Harper’s Findings: The Secrets of the Deep

by Gene Franks

When this month’s Harper’s came to my mailbox I did what I always do.  I went straight to the last page, where the “Findings” feature reports, usually in one-sentence summaries and without references, the important things we humans have found out during the past month.  This month’s issue (August 2014) was particularly rich in water-related discoveries.  Here are some:

A goldfish piloted a fish tank on wheels with its thoughts.

Octopuses possess  a chemical that prevents self-sucking, and can differentiate other octopuses’ severed tentacles from their own, which they rarely eat.

Piscivory was reported among spiders on all continents save Antarctica, as was numeracy among blind cavefish, who live under the Somali desert. (The fish cannot, however, distinguish between successive integers, expressed in sticks.)

Anxiety in crayfish was induced by French scientists using both electric shocks and injections of serotonin, then relieved with injections of benzodiazepine.

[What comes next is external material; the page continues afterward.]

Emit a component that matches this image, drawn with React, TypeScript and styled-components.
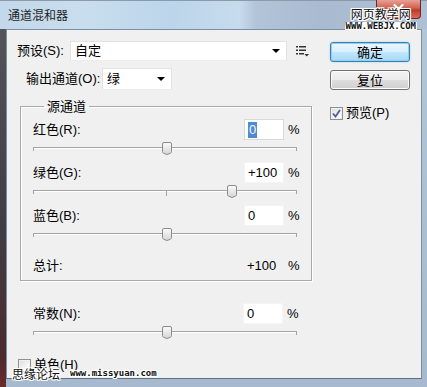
import React from "react";
import styled, { createGlobalStyle, css } from "styled-components";

const UI_FONT = `"Liberation Sans", "Noto Sans CJK SC", sans-serif`;

const GlobalStyle = createGlobalStyle`
  html, body { margin: 0; padding: 0; background: #ffffff; }
  body { font-family: ${UI_FONT}; font-size: 13px; color: #000; }
  * { box-sizing: border-box; }
`;

const Window = styled.div`
  position: relative;
  width: 427px;
  height: 387px;
  display: flex;
  flex-direction: column;
  overflow: hidden;
  background:
    linear-gradient(180deg, #56565e 0%, #3f3d44 60%, #4a2b2e 92%, #6a2a2a 100%) left top / 6px 100% no-repeat,
    linear-gradient(180deg, #b4c6da 0%, #a6b9cf 100%);
`;

const TitleBar = styled.div`
  position: relative;
  height: 29px;
  flex: none;
  display: flex;
  align-items: center;
  padding-left: 8px;
  background: linear-gradient(
    90deg,
    #c3d8ea 0%,
    #c8deee 20%,
    #bcd5ea 40%,
    #c6dced 56%,
    #b2c4d8 60%,
    #a9bbd0 75%,
    #aec0d4 100%
  );
  border-top: 1px solid #8c9aaa;
`;

const Title = styled.span`
  font-family: "Noto Sans CJK SC", sans-serif;
  font-size: 12px;
  line-height: 16px;
  color: #1e1e1e;
`;

const CloseButton = styled.div`
  position: absolute;
  top: -1px;
  right: 6px;
  width: 45px;
  height: 19px;
  border: 1px solid #6b2a22;
  border-top: none;
  border-radius: 0 0 4px 4px;
  background: linear-gradient(180deg, #e8a195 0%, #d0604f 45%, #c0392b 55%, #d86a55 100%);
  display: flex;
  align-items: center;
  justify-content: center;
`;

const TopMark = styled.div`
  position: absolute;
  top: 6px;
  right: 10px;
  display: flex;
  flex-direction: column;
  align-items: center;
  gap: 2px;
`;

const outline = css`
  text-shadow:
    1px 0 0 #fff, -1px 0 0 #fff, 0 1px 0 #fff, 0 -1px 0 #fff,
    1px 1px 0 #fff, -1px -1px 0 #fff, 1px -1px 0 #fff, -1px 1px 0 #fff;
`;

const MarkCn = styled.span`
  font-family: "Noto Sans CJK SC", sans-serif;
  font-size: 12px;
  line-height: 13px;
  color: #111;
  ${outline}
`;

const MarkEn = styled.span`
  font-family: "DejaVu Sans Mono", monospace;
  font-weight: bold;
  font-size: 9px;
  line-height: 8px;
  color: #111;
  background: #fff;
  padding: 0 1px;
`;

const BottomMark = styled.div`
  position: absolute;
  left: 12px;
  bottom: 7px;
  display: flex;
  align-items: flex-end;
  gap: 10px;
`;

const BottomCn = styled.span`
  font-family: "Noto Sans CJK SC", sans-serif;
  font-size: 12px;
  line-height: 13px;
  color: #111;
  ${outline}
`;

const BottomEn = styled.span`
  font-family: "DejaVu Sans Mono", monospace;
  font-weight: bold;
  font-size: 9px;
  line-height: 8px;
  color: #111;
  margin-bottom: 3px;
  ${outline}
`;

const Content = styled.div`
  flex: 1;
  margin: 0 5px 8px 6px;
  border: 1px solid #7d8ea3;
  border-bottom-color: #5f6e80;
  background: #f0f0f0;
  display: flex;
  padding: 11px 0 0 10px;
`;

const LeftCol = styled.div`
  width: 296px;
  display: flex;
  flex-direction: column;
`;

const RightCol = styled.div`
  width: 80px;
  margin-left: 17px;
  padding-top: 1px;
  display: flex;
  flex-direction: column;
`;

const FieldRow = styled.div<{ $top?: number; $indent?: number; $h: number }>`
  display: flex;
  align-items: center;
  height: ${(p) => p.$h}px;
  margin-top: ${(p) => p.$top ?? 0}px;
  padding-left: ${(p) => p.$indent ?? 0}px;
`;

const FieldLabel = styled.span<{ $w: number }>`
  width: ${(p) => p.$w}px;
  flex: none;
  line-height: 16px;
  white-space: nowrap;
`;

const Combo = styled.div<{ $w: number; $h: number }>`
  width: ${(p) => p.$w}px;
  height: ${(p) => p.$h}px;
  background: #fff;
  border: 1px solid #e2e2e2;
  border-bottom-color: #ececec;
  display: flex;
  align-items: center;
  justify-content: space-between;
  padding: 0 6px 0 4px;
`;

const ComboText = styled.span`
  line-height: 16px;
`;

const Arrow = styled.span`
  width: 0;
  height: 0;
  border-left: 4px solid transparent;
  border-right: 4px solid transparent;
  border-top: 4px solid #000;
`;

const MenuIcon = styled.svg`
  margin-left: 9px;
  flex: none;
`;

const Group = styled.fieldset`
  margin: 8px 0 0 3px;
  width: 292px;
  height: 183px;
  border: 1px solid #a9a9a9;
  box-shadow: inset 1px 1px 0 #fff, 1px 1px 0 #fff;
  padding: 5px 11px 0 12px;
  min-width: 0;
`;

const GroupTitle = styled.legend`
  margin-left: 11px;
  padding: 0 3px;
  line-height: 16px;
  font-family: "Noto Sans CJK SC", sans-serif;
  font-size: 13px;
`;

const ValueRow = styled.div<{ $top?: number; $h?: number }>`
  display: flex;
  align-items: center;
  height: ${(p) => p.$h ?? 21}px;
  margin-top: ${(p) => p.$top ?? 0}px;
`;

const RowLabel = styled.span`
  flex: 1;
  line-height: 16px;
  white-space: nowrap;
`;

const NumberBox = styled.div<{ $border?: boolean }>`
  width: 40px;
  height: 21px;
  flex: none;
  background: #fff;
  border: 1px solid ${(p) => (p.$border ? "#d9d9d9" : "#f4f4f4")};
  display: flex;
  align-items: center;
  padding-left: 3px;
  line-height: 16px;
`;

const Selected = styled.span`
  background: #4f8ccf;
  color: #f4f8ff;
  padding: 0 1px;
  line-height: 16px;
`;

const Percent = styled.span`
  width: 12px;
  margin-left: 4px;
  flex: none;
  line-height: 16px;
`;

const TotalValue = styled.span`
  width: 40px;
  flex: none;
  padding-left: 3px;
  line-height: 16px;
`;

const SliderBlock = styled.div`
  height: 22px;
  padding-top: 7px;
`;

const Track = styled.div`
  position: relative;
  width: 264px;
  height: 2px;
  border-top: 1px solid #a3a3a3;
  border-bottom: 1px solid #ffffff;
  &::before,
  &::after {
    content: "";
    position: absolute;
    top: 0;
    width: 1px;
    height: 3px;
    background: #a3a3a3;
  }
  &::before { left: 0; }
  &::after { right: 0; }
`;

const CenterTick = styled.span`
  position: absolute;
  left: 133px;
  top: 0;
  width: 1px;
  height: 5px;
  background: #a3a3a3;
`;

const Thumb = styled.svg`
  position: absolute;
  top: -6px;
`;

const Button = styled.div<{ $primary?: boolean }>`
  height: 20px;
  display: flex;
  align-items: center;
  justify-content: center;
  border-radius: 3px;
  font-family: "Noto Sans CJK SC", sans-serif;
  font-size: 13px;
  line-height: 16px;
  ${(p) =>
    p.$primary
      ? css`
          border: 1px solid #3c7fb1;
          background: linear-gradient(180deg, #eaf6fd 0%, #d9f0fc 48%, #bee6fd 52%, #a7d9f5 100%);
          box-shadow: inset 0 0 0 1px #8fd0f0, 0 0 2px #9ccbe8;
        `
      : css`
          border: 1px solid #707070;
          background: linear-gradient(180deg, #f2f2f2 0%, #ebebeb 48%, #dddddd 52%, #cfcfcf 100%);
          box-shadow: inset 0 0 0 1px #fcfcfc;
        `}
  & + & {
    margin-top: 8px;
  }
`;

const CheckRow = styled.div<{ $top: number; $indent?: number }>`
  display: flex;
  align-items: center;
  gap: 3px;
  margin-top: ${(p) => p.$top}px;
  padding-left: ${(p) => p.$indent ?? 0}px;
`;

const Box = styled.span`
  width: 13px;
  height: 13px;
  flex: none;
  border: 1px solid #8e8f8f;
  background: linear-gradient(135deg, #dcdcdc 0%, #f4f4f4 60%, #ffffff 100%);
  box-shadow: inset 0 0 0 1px #f0f0f0;
  display: flex;
  align-items: center;
  justify-content: center;
`;

const CheckText = styled.span`
  line-height: 16px;
`;

const ConstBlock = styled.div`
  margin-top: 22px;
  padding-left: 16px;
  width: 282px;
`;

const ThumbIcon = ({ f }: { f: number }) => (
  <Thumb width="10" height="13" viewBox="0 0 10 13" style={{ left: `${3.5 + 260 * f - 5}px` }}>
    <defs>
      <linearGradient id="tg" x1="0" y1="0" x2="0" y2="1">
        <stop offset="0" stopColor="#fbfbfb" />
        <stop offset="1" stopColor="#d4d4d4" />
      </linearGradient>
    </defs>
    <path
      d="M2 0.5 H8 Q9.5 0.5 9.5 2 V9.5 Q9.5 10.5 8.5 11.2 L5 12.5 L1.5 11.2 Q0.5 10.5 0.5 9.5 V2 Q0.5 0.5 2 0.5 Z"
      fill="url(#tg)"
      stroke="#8b8b8b"
    />
  </Thumb>
);

const Slider = ({ f }: { f: number }) => (
  <SliderBlock>
    <Track>
      <CenterTick />
      <ThumbIcon f={f} />
    </Track>
  </SliderBlock>
);

type Channel = { label: string; value: string; f: number; selected?: boolean };

const channels: Channel[] = [
  { label: "红色(R):", value: "0", f: 0.5, selected: true },
  { label: "绿色(G):", value: "+100", f: 0.75 },
  { label: "蓝色(B):", value: "0", f: 0.5 },
];

const ValueField = ({ c }: { c: Channel }) => (
  <>
    <ValueRow>
      <RowLabel>{c.label}</RowLabel>
      <NumberBox $border={c.selected}>
        {c.selected ? <Selected>{c.value}</Selected> : c.value}
      </NumberBox>
      <Percent>%</Percent>
    </ValueRow>
    <Slider f={c.f} />
  </>
);

export default function App() {
  return (
    <>
      <GlobalStyle />
      <Window>
        <TitleBar>
          <Title>通道混和器</Title>
          <CloseButton>
            <svg width="11" height="10" viewBox="0 0 11 10">
              <path d="M1.5 1 L9.5 9 M9.5 1 L1.5 9" stroke="#fff" strokeWidth="2.2" strokeLinecap="round" />
            </svg>
          </CloseButton>
          <TopMark>
            <MarkCn>网页教学网</MarkCn>
            <MarkEn>WWW.WEBJX.COM</MarkEn>
          </TopMark>
        </TitleBar>
        <Content>
          <LeftCol>
            <FieldRow $h={20}>
              <FieldLabel $w={53}>预设(S):</FieldLabel>
              <Combo $w={217} $h={20}>
                <ComboText>自定</ComboText>
                <Arrow />
              </Combo>
              <MenuIcon width="14" height="12" viewBox="0 0 14 12">
                <g fill="#333">
                  <rect x="0" y="1" width="2" height="1.5" />
                  <rect x="3" y="1" width="7" height="1.5" />
                  <rect x="0" y="4.5" width="2" height="1.5" />
                  <rect x="3" y="4.5" width="7" height="1.5" />
                  <rect x="0" y="8" width="2" height="1.5" />
                  <rect x="3" y="8" width="5" height="1.5" />
                  <path d="M8.5 9 H13 L10.75 11.5 Z" />
                </g>
              </MenuIcon>
            </FieldRow>
            <FieldRow $h={22} $top={7} $indent={9}>
              <FieldLabel $w={76}>输出通道(O):</FieldLabel>
              <Combo $w={70} $h={22}>
                <ComboText>绿</ComboText>
                <Arrow />
              </Combo>
            </FieldRow>
            <Group>
              <GroupTitle>源通道</GroupTitle>
              {channels.map((c) => (
                <ValueField key={c.label} c={c} />
              ))}
              <ValueRow $top={9} $h={18}>
                <RowLabel>总计:</RowLabel>
                <TotalValue>+100</TotalValue>
                <Percent>%</Percent>
              </ValueRow>
            </Group>
            <ConstBlock>
              <ValueField c={{ label: "常数(N):", value: "0", f: 0.5 }} />
            </ConstBlock>
            <CheckRow $top={11} $indent={1}>
              <Box />
              <CheckText>单色(H)</CheckText>
            </CheckRow>
          </LeftCol>
          <RightCol>
            <Button $primary>确定</Button>
            <Button>复位</Button>
            <CheckRow $top={15}>
              <Box>
                <svg width="9" height="9" viewBox="0 0 9 9">
                  <path d="M1 4.5 L3.5 7.5 L8 1" fill="none" stroke="#4a5f97" strokeWidth="1.8" />
                </svg>
              </Box>
              <CheckText>预览(P)</CheckText>
            </CheckRow>
          </RightCol>
        </Content>
        <BottomMark>
          <BottomCn>思缘论坛</BottomCn>
          <BottomEn>www.missyuan.com</BottomEn>
        </BottomMark>
      </Window>
    </>
  );
}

Sober zebrafish will follow the lead of a moderately drunk zebrafish and will speed up to keep pace; extremely drunk zebrafish will lag behind sober fish.

The windshield wiper fluid of some Arizona school buses was found to contain Legionnaires’ disease.

The ferrous metals from which hatcheries are built confuse the magnetic sense of young steelhead.

In the Marshall Islands, rising seas were carrying away Japan’s war dead.

Male Mientien tree frogs (Kurixulus idiootocus) use the concrete drainage ditches of  Taiwan to amplify their mating songs . . . .

Reference source:  Harper’s (August, 2014).